Bandeau
mcInform@ctions
Travail de fourmi, effet papillon...
Descriptif du site
La vie des idées
Mémoires transnationales de l’esclavage
Ana Lucia Araujo, Slavery in the Age of Memory : Engaging the Past, Londres, Bloomsbury Academic, 2020, 272 p., 29,95 $.
Article mis en ligne le 23 janvier 2021
dernière modification le 22 janvier 2021

En adoptant une approche transnationale, des États-Unis à la France, en passant par l’Angleterre, le Bénin et le Brésil, Ana Lucia Araujo revisite la mémoire de l’esclavage en étudiant ses modalités et leur évolution dans la longue durée.

Le meurtre de George Floyd en mai 2020 par un policier de Minneapolis a provoqué, de part et d’autre de l’Atlantique, une vague de mobilisation sans précédent contre les violences policières et plus largement contre la persistance des inégalités raciales. On se souvient des formes spectaculaires prises par la contestation, aux États-Unis notamment, où de très nombreuses statues érigées à la gloire d’hommes ayant défendu l’esclavage et la suprématie blanche furent prises pour cibles – maculées de peinture rouge vif ou recouvertes de slogans politiques – avant d’être, dans la plupart des cas, déboulonnées par les autorités locales. Tandis qu’une grue faisait s’envoler dans le ciel de Richmond, capitale de la Virginie, la statue du général confédéré Stonewall Jackson, celle du marchand d’esclaves Edward Colston sombrait dans les eaux du port de Bristol, en Angleterre, où elle avait été précipitée par des manifestants. Sur ces symboles hérités du passé vinrent se cristalliser les colères du présent. Certains crièrent à un effacement de l’histoire, entretenant plus ou moins délibérément la « confusion entre les concepts de mémoire, d’histoire et de commémoration » (p. 2) ; car c’est bien de logiques mémorielles dont il est question. On n’a jamais fait autant d’histoire, en vérité, qu’en débattant de l’opportunité de conserver des statues à l’effigie de telle ou telle personnalité – Colomb, Colston, Colbert – et en s’interrogeant sur les continuités entre lois coloniales, pratiques esclavagistes et ordre racial contemporain

.

Le livre d’Ana Lucia Araujo, s’il a été écrit trop tôt pour intégrer la séquence du printemps 2020, replace les débats actuels sur la mémoire de l’esclavage dans la longue durée, montrant que ceux-ci ont leur propre histoire (...)

Batailles mémorielles

La mémoire de l’esclavage, écrit Araujo, est un « champ de bataille permanent » (p. 69). L’historienne consacre un chapitre à quelques-unes de ces « batailles » mémorielles qui ont vu la remise en cause, en Angleterre et aux États-Unis, de marqueurs urbains – statues, noms de rue, bâtiments – associés à l’histoire coloniale, à la traite transatlantique et à l’esclavage.

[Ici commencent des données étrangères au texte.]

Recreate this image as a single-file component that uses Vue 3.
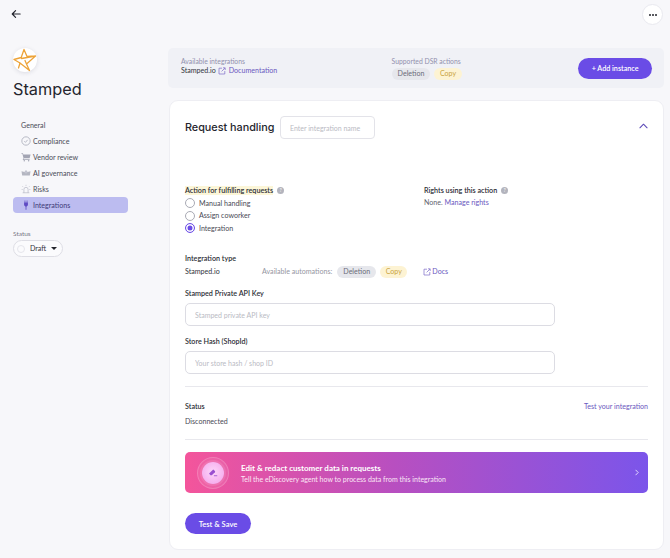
<script setup>
const navItems = [
  { label: 'General', icon: '' },
  { label: 'Compliance', icon: 'check' },
  { label: 'Vendor review', icon: 'cart' },
  { label: 'AI governance', icon: 'crown' },
  { label: 'Risks', icon: 'risk' },
  { label: 'Integrations', icon: 'plug', active: true }
]
const actions = [
  { label: 'Manual handling' },
  { label: 'Assign coworker' },
  { label: 'Integration', checked: true }
]
</script>

<template>
  <div class="page">
    <header class="topbar">
      <svg class="back" width="10" height="10" viewBox="0 0 12 12" fill="none" stroke="#23242c" stroke-width="1.4" stroke-linecap="round" stroke-linejoin="round">
        <path d="M11 6H1.5M5.5 2 1.5 6l4 4" />
      </svg>
      <button class="more"><span></span><span></span><span></span></button>
    </header>

    <div class="layout">
      <aside class="sidebar">
        <div class="logo">
          <svg width="24" height="24" viewBox="0 0 24 24" fill="none" stroke="#eda338" stroke-width="1.3" stroke-linejoin="round" stroke-linecap="round">
            <path d="M11 1.5 8.2 9.5 1 11.5l6 3.5L5.5 20M11 1.5l3 7 8.5-.5-9 8-1.5-3.5M8.5 10.5l14-2.5M13.5 16l3 6.5L7 15" />
          </svg>
        </div>
        <h1 class="brand">Stamped</h1>
        <nav class="nav">
          <div v-for="item in navItems" :key="item.label" class="nav-item" :class="{ active: item.active, plain: !item.icon }">
            <svg v-if="item.icon === 'check'" viewBox="0 0 11 11" fill="none" stroke="#a3a5b3" stroke-width=".8"><circle cx="5.5" cy="5.5" r="4.6" /><path d="m3.6 5.7 1.3 1.3 2.4-2.8" /></svg>
            <svg v-if="item.icon === 'cart'" viewBox="0 0 11 11" fill="#a3a5b3"><path d="M.5 1.5h1.7l.3 1.2H10.5L9.5 6.8H3.5L2.9 8h6.6v.8H1.8l1-2-1.2-4.5H.5z" /><circle cx="3.6" cy="9.7" r=".8" /><circle cx="8.4" cy="9.7" r=".8" /></svg>
            <svg v-if="item.icon === 'crown'" viewBox="0 0 12 11" fill="#a3a5b3"><path d="M6 2 7.8 4.2 11.4 3.5 10.6 8.4H1.4L.6 3.5 4.2 4.2z" opacity=".8" /><circle cx="6" cy="4.6" r="1.6" fill="#c3c4d0" /></svg>
            <svg v-if="item.icon === 'risk'" viewBox="0 0 12 12" fill="none" stroke="#b3b5c2" stroke-width=".8"><path d="M3.5 10.5V6.5a2.5 2.5 0 0 1 5 0v4M2 10.5h8M6 1v1.2M1.8 2.8l.9.9M10.2 2.8l-.9.9M.8 6.6H2M10 6.6h1.2" /></svg>
            <svg v-if="item.icon === 'plug'" viewBox="0 0 11 12" fill="#5f4bc4"><path d="M3.8.6h.9v2.5h1.6V.6h.9v2.5h.6v3.2L6 8v3.6H5V8L3.2 6.3V3.1h.6z" /></svg>
            <span>{{ item.label }}</span>
          </div>
        </nav>
        <div class="status-label">Status</div>
        <div class="status-pill">
          <span class="status-dot"></span>
          <span>Draft</span>
          <span class="caret"></span>
        </div>
      </aside>

      <main class="content">
        <section class="infobar">
          <div class="info-col">
            <div class="info-title">Available integrations</div>
            <div class="info-line">
              <span class="dark">Stamped.io</span>
              <svg class="ext" width="8" height="8" viewBox="0 0 8 8" fill="none" stroke="#7c6bc9" stroke-width=".7"><path d="M4 1.2H1v5.8h5.8V4M3.6 4.4 7 1M5 .8h2.2V3" /></svg>
              <a class="link">Documentation</a>
            </div>
          </div>
          <div class="info-col dsr">
            <div class="info-title">Supported DSR actions</div>
            <div class="tags">
              <span class="tag grey">Deletion</span>
              <span class="tag yellow">Copy</span>
            </div>
          </div>
          <button class="btn add">+ Add instance</button>
        </section>

        <section class="card">
          <div class="card-head">
            <h2>Request handling</h2>
            <input class="name-input" placeholder="Enter integration name" />
            <svg class="chevron" width="9" height="6" viewBox="0 0 10 6" fill="none" stroke="#5d4bb8" stroke-width="1.2" stroke-linecap="round" stroke-linejoin="round"><path d="M1 5 5 1l4 4" /></svg>
          </div>

          <div class="action-row">
            <div class="action-left">
              <div class="label-line spaced">
                <span class="label highlight">Action for fulfilling requests</span>
                <span class="help">?</span>
              </div>
              <label v-for="a in actions" :key="a.label" class="radio-row">
                <span class="radio" :class="{ on: a.checked }"></span>
                {{ a.label }}
              </label>
            </div>
            <div class="action-right">
              <div class="label-line">
                <span class="label">Rights using this action</span>
                <span class="help">?</span>
              </div>
              <div class="rights">None. <a class="link">Manage rights</a></div>
            </div>
          </div>

          <div class="type-block">
            <div class="label">Integration type</div>
            <div class="type-row">
              <span class="type-name">Stamped.io</span>
              <span class="muted">Available automations:</span>
              <span class="tag grey">Deletion</span>
              <span class="tag yellow">Copy</span>
              <svg class="ext docs-ext" width="8" height="8" viewBox="0 0 8 8" fill="none" stroke="#7c6bc9" stroke-width=".7"><path d="M4 1.2H1v5.8h5.8V4M3.6 4.4 7 1M5 .8h2.2V3" /></svg>
              <a class="link">Docs</a>
            </div>
          </div>

          <label class="label field-label first">Stamped Private API Key</label>
          <input class="field" placeholder="Stamped private API key" />
          <label class="label field-label">Store Hash (ShopId)</label>
          <input class="field" placeholder="Your store hash / shop ID" />

          <hr class="rule first-rule" />

          <div class="status-row">
            <span class="label">Status</span>
            <a class="link">Test your integration</a>
          </div>
          <div class="disconnected">Disconnected</div>

          <hr class="rule second-rule" />

          <div class="banner">
            <div class="halo">
              <div class="halo-inner">
                <svg width="12" height="12" viewBox="0 0 14 14" fill="none">
                  <path d="M2.4 7.6 6.6 3.4a1 1 0 0 1 1.4 0l1.2 1.2a1 1 0 0 1 0 1.4L5.6 9.6H4z" fill="#9a4fd0" />
                  <path d="M8.5 10.2h3" stroke="#9a4fd0" stroke-width="1" stroke-linecap="round" />
                </svg>
              </div>
            </div>
            <div class="banner-text">
              <div class="banner-title">Edit &amp; redact customer data in requests</div>
              <div class="banner-sub">Tell the eDiscovery agent how to process data from this integration</div>
            </div>
            <svg class="banner-arrow" width="4" height="7" viewBox="0 0 5 8" fill="none" stroke="#f0e8ff" stroke-width="1.1" stroke-linecap="round" stroke-linejoin="round"><path d="m1 1 3 3-3 3" /></svg>
          </div>

          <button class="btn save">Test &amp; Save</button>
        </section>
      </main>
    </div>
  </div>
</template>

<style>
html, body {
  margin: 0;
  background: #f7f7fa;
}
</style>

<style scoped>
.page {
  width: 670px;
  height: 558px;
  overflow: hidden;
  background: #f7f7fa;
  font-family: Lato, "Liberation Sans", sans-serif;
  font-size: 7.1px;
  color: #33343d;
  box-sizing: border-box;
}
.topbar {
  height: 48px;
  display: flex;
  justify-content: space-between;
  align-items: flex-start;
  padding: 4px 7px 0 11px;
  box-sizing: border-box;
}
.back {
  margin-top: 5px;
}
.more {
  width: 21px;
  height: 21px;
  border: 1px solid #e9e9ef;
  border-radius: 50%;
  background: #fff;
  display: flex;
  align-items: center;
  justify-content: center;
  gap: 1px;
  padding: 0;
}
.more span {
  width: 2px;
  height: 2px;
  border-radius: 50%;
  background: #23242c;
}
.layout {
  display: flex;
  padding-left: 13px;
}
.sidebar {
  width: 115px;
  margin-right: 41px;
}
.logo {
  width: 24px;
  height: 24px;
  border-radius: 50%;
  background: #fff;
  box-shadow: 0 1px 4px rgba(60, 60, 90, 0.15);
}
.brand {
  font-family: Inter, "Open Sans", sans-serif;
  font-weight: 400;
  font-size: 16.3px;
  line-height: 22px;
  margin: 6px 0 0;
  color: #24252d;
}
.nav {
  margin-top: 17px;
}
.nav-item {
  height: 16px;
  display: flex;
  align-items: center;
  gap: 2px;
  padding-left: 8px;
  border-radius: 4px;
  color: #4b4c58;
}
.nav-item svg {
  width: 10px;
  height: 10px;
  flex: none;
}
.nav-item.active {
  background: #bcbcf0;
  color: #3e3a78;
}
.status-label {
  margin-top: 16px;
  font-size: 6.5px;
  line-height: 10px;
  color: #777885;
}
.status-pill {
  margin-top: 1px;
  width: 50px;
  height: 17px;
  box-sizing: border-box;
  border: 1px solid #dedee5;
  border-radius: 9px;
  background: #fbfbfd;
  display: flex;
  align-items: center;
  padding-left: 3px;
  gap: 5px;
  color: #33343d;
}
.status-dot {
  width: 8px;
  height: 8px;
  border-radius: 50%;
  border: 1px solid #e6e6ec;
  box-sizing: border-box;
}
.caret {
  width: 0;
  height: 0;
  margin-left: 0;
  border-left: 3px solid transparent;
  border-right: 3px solid transparent;
  border-top: 3.5px solid #23242c;
}
.content {
  width: 495px;
  flex: none;
}
.infobar {
  height: 40px;
  border-radius: 5px;
  background: #f0f1f6;
  display: flex;
  align-items: flex-start;
  padding: 8px 12px 0 13px;
  box-sizing: border-box;
  margin-left: -1px;
}
.info-col {
  width: 211px;
}
.dsr {
  width: 187px;
}
.info-title {
  font-size: 6.8px;
  line-height: 10px;
  color: #9190ad;
}
.info-line {
  line-height: 10px;
  display: flex;
  align-items: center;
  gap: 2.5px;
}
.dark {
  color: #33343d;
}
.link {
  color: #6a58c0;
}
.tags {
  margin-top: 2px;
  display: flex;
  gap: 4px;
}
.tag {
  height: 12px;
  line-height: 12px;
  padding: 0 6px;
  border-radius: 6px;
}
.tag.grey {
  background: #e6e7ec;
  color: #6b6c78;
}
.tag.yellow {
  background: #fdf3d3;
  color: #c9a33f;
  padding: 0 5.5px;
}
.btn {
  border: 0;
  background: #6a4ce6;
  color: #fff;
  font-family: Lato, "Liberation Sans", sans-serif;
  font-weight: 600;
  border-radius: 11px;
  padding: 0;
}
.add {
  width: 74px;
  height: 21px;
  margin-top: 2px;
  font-size: 7.2px;
}
.card {
  margin-top: 12px;
  height: 450px;
  background: #fff;
  border-radius: 9px;
  border: 1px solid #eeeef3;
  box-sizing: border-box;
  padding: 15px 15px 0;
}
.card-head {
  display: flex;
  align-items: center;
  height: 23px;
}
.card-head h2 {
  font-family: Inter, "Open Sans", sans-serif;
  font-weight: 500;
  font-size: 10.8px;
  margin: 0 0 1px;
  width: 95px;
  color: #24252d;
}
.name-input {
  width: 95px;
  height: 23px;
  box-sizing: border-box;
  border: 1px solid #e3e3e9;
  border-radius: 4px;
  padding: 0 9px;
  font-family: Lato, "Liberation Sans", sans-serif;
  font-size: 7px;
  outline: none;
}
input::placeholder {
  color: #b9bac3;
}
.chevron {
  margin-left: auto;
  transform: translate(0, -2px);
}
.action-row {
  display: flex;
  margin-top: 46px;
  height: 66px;
}
.action-left {
  width: 239px;
}
.label-line {
  display: flex;
  align-items: center;
  gap: 4px;
  height: 11px;
}
.spaced {
  margin-bottom: 1px;
}
.label {
  font-size: 7.2px;
  font-weight: 600;
  color: #2d2e36;
}
.highlight {
  background: #fcf6d8;
}
.help {
  width: 7px;
  height: 7px;
  border-radius: 50%;
  background: #b3b4bd;
  color: #fff;
  font-size: 5px;
  line-height: 7px;
  text-align: center;
}
.radio-row {
  display: flex;
  align-items: center;
  gap: 4px;
  height: 12.6px;
  color: #494a55;
}
.radio {
  width: 10px;
  height: 10px;
  box-sizing: border-box;
  border: 1px solid #a9aab4;
  border-radius: 50%;
  background: #fff;
}
.radio.on {
  border-color: #6a4ce6;
  box-shadow: inset 0 0 0 1.5px #fff, inset 0 0 0 5px #6a4ce6;
}
.rights {
  margin-top: 1px;
  line-height: 11px;
  color: #62636f;
}
.type-block {
  margin-top: 2px;
}
.type-block > .label {
  display: block;
  line-height: 12px;
}
.type-row {
  display: flex;
  align-items: center;
  height: 13px;
}
.type-name {
  width: 77px;
  color: #33343d;
}
.muted {
  color: #95969f;
  margin-right: 5px;
}
.type-row .tag {
  margin-right: 4px;
}
.docs-ext {
  margin-left: 12px;
  margin-right: 1px;
}
.field-label {
  display: block;
  line-height: 11px;
}
.first {
  margin-top: 10px;
}
.field {
  display: block;
  width: 370px;
  height: 23px;
  box-sizing: border-box;
  border: 1px solid #dcdce3;
  border-radius: 5px;
  padding: 0 9px;
  margin-top: 4px;
  margin-bottom: 10px;
  font-family: Lato, "Liberation Sans", sans-serif;
  font-size: 7px;
  outline: none;
}
.rule {
  border: 0;
  border-top: 1px solid #e8e8ed;
  margin: 0;
  width: 463px;
}
.first-rule {
  margin-top: 12px;
}
.status-row {
  margin-top: 14px;
  display: flex;
  justify-content: space-between;
  width: 463px;
  line-height: 11px;
}
.disconnected {
  margin-top: 4px;
  line-height: 11px;
  color: #494a55;
}
.second-rule {
  margin-top: 12px;
}
.banner {
  margin-top: 12px;
  width: 463px;
  height: 41px;
  border-radius: 5px;
  background: linear-gradient(90deg, #f4559b 0%, #b84fc0 45%, #7b55ea 100%);
  display: flex;
  align-items: center;
  box-sizing: border-box;
  padding: 0 9px 0 12px;
  color: #fff;
}
.halo {
  width: 32px;
  height: 32px;
  border-radius: 50%;
  border: 1px solid rgba(255, 255, 255, 0.18);
  background: rgba(255, 255, 255, 0.08);
  box-sizing: border-box;
  display: flex;
  align-items: center;
  justify-content: center;
  flex: none;
}
.halo-inner {
  width: 22px;
  height: 22px;
  border-radius: 50%;
  background: radial-gradient(circle at 50% 45%, #fdd6fa, #f3a0ea);
  box-shadow: 0 0 0 2px rgba(255, 255, 255, 0.1);
  display: flex;
  align-items: center;
  justify-content: center;
}
.banner-text {
  margin-left: 12px;
  flex: 1;
}
.banner-title {
  font-size: 8px;
  font-weight: 700;
  line-height: 13px;
}
.banner-sub {
  font-size: 7px;
  line-height: 9px;
  color: #fbe6f6;
}
.save {
  display: block;
  margin-top: 20px;
  width: 66px;
  height: 21px;
  font-size: 7.6px;
}
</style>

Dans l’ombre des Pères fondateurs

Les anciennes plantations du Sud des États-Unis, qui attirent chaque année des dizaines de milliers de visiteurs du monde entier, témoignent également de la difficulté à se confronter véritablement à l’esclavage dans des lieux qui n’existeraient pourtant pas si des êtres humains n’y avaient pas été exploités et violentés pendant des décennies. Assurément, on est loin aujourd’hui de la vision qui prévalait il y a un siècle, à l’apogée du mythe de la Cause perdue, lorsque la réalité sordide de l’esclavage se trouvait au mieux euphémisée, au pire effacée. (...)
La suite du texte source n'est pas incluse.